Eu me lembro da fonte luminosa da praça Clementino Procópio, de como ao anoitecer famílias inteiras ficavam em volta daquele tanque redondo vendo a coreografia das cores e dos jatos dágua.
Eu me lembro da bala Gasosa, que era redonda, enrolada num papel com uma “asa” apenas para segurar (havia os bombons com duas “asas” de papel enroladinho), tinha um gosto doce e ácido, e em vez de se dissolver diminuindo de tamanho uniformemente se desmanchava por dentro, erodindo e se esburacando como uma pedra-pomes.
Eu me lembro da girafa com três metros de altura que havia na calçada da loja A Girafa, e lembro que quando li o poema surrealista homônimo de Luís Buñuel tive a impressão de que ele a conhecia também.

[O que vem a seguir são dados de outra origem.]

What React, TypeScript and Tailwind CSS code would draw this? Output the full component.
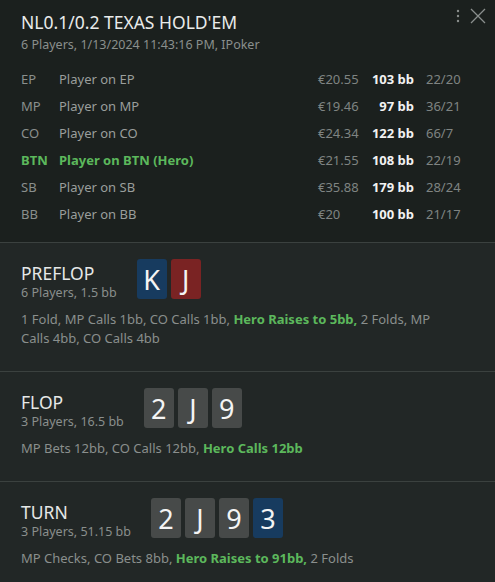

Eu me lembro da lojinha das Edições de Ouro que abriu perto do Cine Capitólio, um quadradinho com paredes escuras cobertas de livros de bolso, onde eu passava às vezes uma hora, fichando mentalmente livro por livro antes de criar coragem para comprar um, que depois assinalava com as letras “E. O.” na borda inferior.

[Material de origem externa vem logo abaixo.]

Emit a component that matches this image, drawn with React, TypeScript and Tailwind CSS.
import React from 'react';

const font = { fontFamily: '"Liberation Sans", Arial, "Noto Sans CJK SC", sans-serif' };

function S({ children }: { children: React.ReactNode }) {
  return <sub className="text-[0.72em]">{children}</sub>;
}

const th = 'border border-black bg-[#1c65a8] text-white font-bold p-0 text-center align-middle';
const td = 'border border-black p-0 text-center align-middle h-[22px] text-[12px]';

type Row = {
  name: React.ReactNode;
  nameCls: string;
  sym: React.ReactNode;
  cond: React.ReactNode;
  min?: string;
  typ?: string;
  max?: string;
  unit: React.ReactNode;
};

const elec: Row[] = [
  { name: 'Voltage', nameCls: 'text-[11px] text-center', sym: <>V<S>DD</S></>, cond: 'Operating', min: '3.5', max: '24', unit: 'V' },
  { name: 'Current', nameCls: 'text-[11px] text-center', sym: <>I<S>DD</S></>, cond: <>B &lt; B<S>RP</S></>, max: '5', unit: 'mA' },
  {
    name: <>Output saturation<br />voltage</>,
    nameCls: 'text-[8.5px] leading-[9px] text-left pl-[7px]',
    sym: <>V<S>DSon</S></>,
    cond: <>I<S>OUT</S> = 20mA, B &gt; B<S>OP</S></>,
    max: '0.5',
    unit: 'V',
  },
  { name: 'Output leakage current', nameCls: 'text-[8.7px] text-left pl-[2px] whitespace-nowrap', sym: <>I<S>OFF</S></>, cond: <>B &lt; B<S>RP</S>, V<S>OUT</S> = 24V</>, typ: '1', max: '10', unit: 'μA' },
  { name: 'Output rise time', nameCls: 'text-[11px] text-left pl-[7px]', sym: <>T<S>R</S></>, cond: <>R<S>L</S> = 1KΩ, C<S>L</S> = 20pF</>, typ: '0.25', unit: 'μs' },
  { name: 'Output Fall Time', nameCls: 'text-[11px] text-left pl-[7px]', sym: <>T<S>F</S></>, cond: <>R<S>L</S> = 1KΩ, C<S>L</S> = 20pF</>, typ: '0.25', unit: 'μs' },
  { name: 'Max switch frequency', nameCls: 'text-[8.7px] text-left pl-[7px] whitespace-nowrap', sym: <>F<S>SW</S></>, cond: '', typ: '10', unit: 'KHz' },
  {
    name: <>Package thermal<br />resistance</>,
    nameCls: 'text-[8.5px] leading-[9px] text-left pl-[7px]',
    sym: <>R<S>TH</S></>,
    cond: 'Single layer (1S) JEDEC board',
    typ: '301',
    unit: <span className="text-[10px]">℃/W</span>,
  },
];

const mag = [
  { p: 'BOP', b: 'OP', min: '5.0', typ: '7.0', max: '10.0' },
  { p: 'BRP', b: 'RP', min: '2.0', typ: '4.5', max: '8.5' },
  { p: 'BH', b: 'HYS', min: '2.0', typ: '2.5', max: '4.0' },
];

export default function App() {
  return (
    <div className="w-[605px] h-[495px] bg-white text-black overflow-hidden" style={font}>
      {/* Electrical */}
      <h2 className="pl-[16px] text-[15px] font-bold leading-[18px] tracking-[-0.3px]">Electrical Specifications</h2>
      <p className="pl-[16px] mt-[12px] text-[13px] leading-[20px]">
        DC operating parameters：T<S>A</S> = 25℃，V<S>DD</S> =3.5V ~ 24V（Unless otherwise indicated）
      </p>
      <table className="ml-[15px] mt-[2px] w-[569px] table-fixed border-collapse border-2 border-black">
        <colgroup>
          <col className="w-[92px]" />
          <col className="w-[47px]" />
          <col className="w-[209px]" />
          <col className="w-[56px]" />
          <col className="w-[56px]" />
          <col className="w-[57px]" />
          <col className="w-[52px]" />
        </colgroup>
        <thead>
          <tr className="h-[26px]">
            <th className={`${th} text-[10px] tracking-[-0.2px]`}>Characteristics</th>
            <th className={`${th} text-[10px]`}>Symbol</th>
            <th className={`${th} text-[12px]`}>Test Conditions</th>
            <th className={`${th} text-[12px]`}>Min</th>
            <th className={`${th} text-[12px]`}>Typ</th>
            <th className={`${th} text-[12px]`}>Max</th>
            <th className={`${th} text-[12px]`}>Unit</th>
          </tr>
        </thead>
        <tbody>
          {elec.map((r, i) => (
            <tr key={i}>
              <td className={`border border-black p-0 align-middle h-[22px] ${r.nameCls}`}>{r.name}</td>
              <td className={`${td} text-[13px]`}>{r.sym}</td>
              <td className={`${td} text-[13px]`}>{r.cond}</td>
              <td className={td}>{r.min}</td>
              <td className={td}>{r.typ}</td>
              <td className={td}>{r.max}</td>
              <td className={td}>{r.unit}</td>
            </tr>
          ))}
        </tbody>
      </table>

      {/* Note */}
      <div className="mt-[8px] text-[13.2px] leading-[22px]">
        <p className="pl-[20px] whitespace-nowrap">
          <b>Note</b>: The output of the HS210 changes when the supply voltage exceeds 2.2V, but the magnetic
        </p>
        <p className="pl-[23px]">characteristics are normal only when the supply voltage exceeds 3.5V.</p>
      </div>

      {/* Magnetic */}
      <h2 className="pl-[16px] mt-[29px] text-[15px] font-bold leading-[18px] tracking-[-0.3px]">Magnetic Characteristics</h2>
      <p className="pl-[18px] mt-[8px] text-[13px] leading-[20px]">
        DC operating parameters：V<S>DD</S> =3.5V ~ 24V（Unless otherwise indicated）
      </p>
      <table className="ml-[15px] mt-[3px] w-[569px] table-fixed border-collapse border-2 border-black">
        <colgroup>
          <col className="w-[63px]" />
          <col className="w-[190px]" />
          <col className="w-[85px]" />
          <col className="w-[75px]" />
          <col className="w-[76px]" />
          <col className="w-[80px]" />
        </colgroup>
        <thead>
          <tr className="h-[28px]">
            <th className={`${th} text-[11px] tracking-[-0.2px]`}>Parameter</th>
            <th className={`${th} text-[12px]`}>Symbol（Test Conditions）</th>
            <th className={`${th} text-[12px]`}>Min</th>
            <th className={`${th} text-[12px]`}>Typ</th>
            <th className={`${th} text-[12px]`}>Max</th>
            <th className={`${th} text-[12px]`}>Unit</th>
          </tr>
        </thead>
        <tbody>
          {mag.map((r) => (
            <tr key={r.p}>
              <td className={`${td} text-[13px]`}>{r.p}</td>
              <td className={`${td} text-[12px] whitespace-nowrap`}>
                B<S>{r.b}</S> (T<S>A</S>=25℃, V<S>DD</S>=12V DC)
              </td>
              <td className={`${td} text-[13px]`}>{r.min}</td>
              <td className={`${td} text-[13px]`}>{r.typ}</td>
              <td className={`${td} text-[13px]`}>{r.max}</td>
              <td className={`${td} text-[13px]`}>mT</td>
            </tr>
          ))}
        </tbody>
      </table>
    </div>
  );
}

Eu me lembro da primeira vez em que viajei de carro de boi, com menos de dez anos, num sol de meio-dia, rumo ao sítio Tatu, dos parentes de minha mãe.
Eu me lembro do gosto das castanhas confeitadas que eram vendidas na porta do cinema, antes das matinais de 10 horas dos cinemas aos domingos.
Eu me lembro que eu colecionava uma revistinha chamadas Diversões Juvenis e as telhas do meu quarto eram quadradas, com veios de barro paralelos, então de noite apagavam-se as luzes e um reflexo distante me permitia olhar o teto e imaginar que era uma imensa estante com milhares de lombadas de uma coleção da minha revista preferida, todos diferentes.
Eu me lembro da gente passar noites inteiras jogando Ludo, a batalha daquelas quatro pecinhas coloridas (com quatro times, o verde, o azul, o vermelho e o amarelo) tentando dar a volta ao tabuleiro, sendo abatidas e recomeçando interminavelmente do ponto de partida.
Eu me lembro de quando eu ia para o colégio com um sapato que tinha sido do meu pai, e tinha que botar um pedaço de papelão por dentro porque a sola estava furada.
Eu me lembro da primeira vez em que tive um quarto só para mim, e pude arrumar no pé da parede, em cima de uma tábua, uma fila de livros que eram só meus.
Eu me lembro de como a gente cortava a faixa lateral de uma lata de goiabada, rebatia as bordas com martelo, botava um cabo de madeira, e pronto, era uma espada.
Eu me lembro de quando eu ia ver jogos do Treze nas cadeiras cativas e enfiava num buraquinho do cobogó um papel amassado, e no domingo seguinte a primeira coisa que eu fazia quando chegava era ir ver se o papel continuava lá.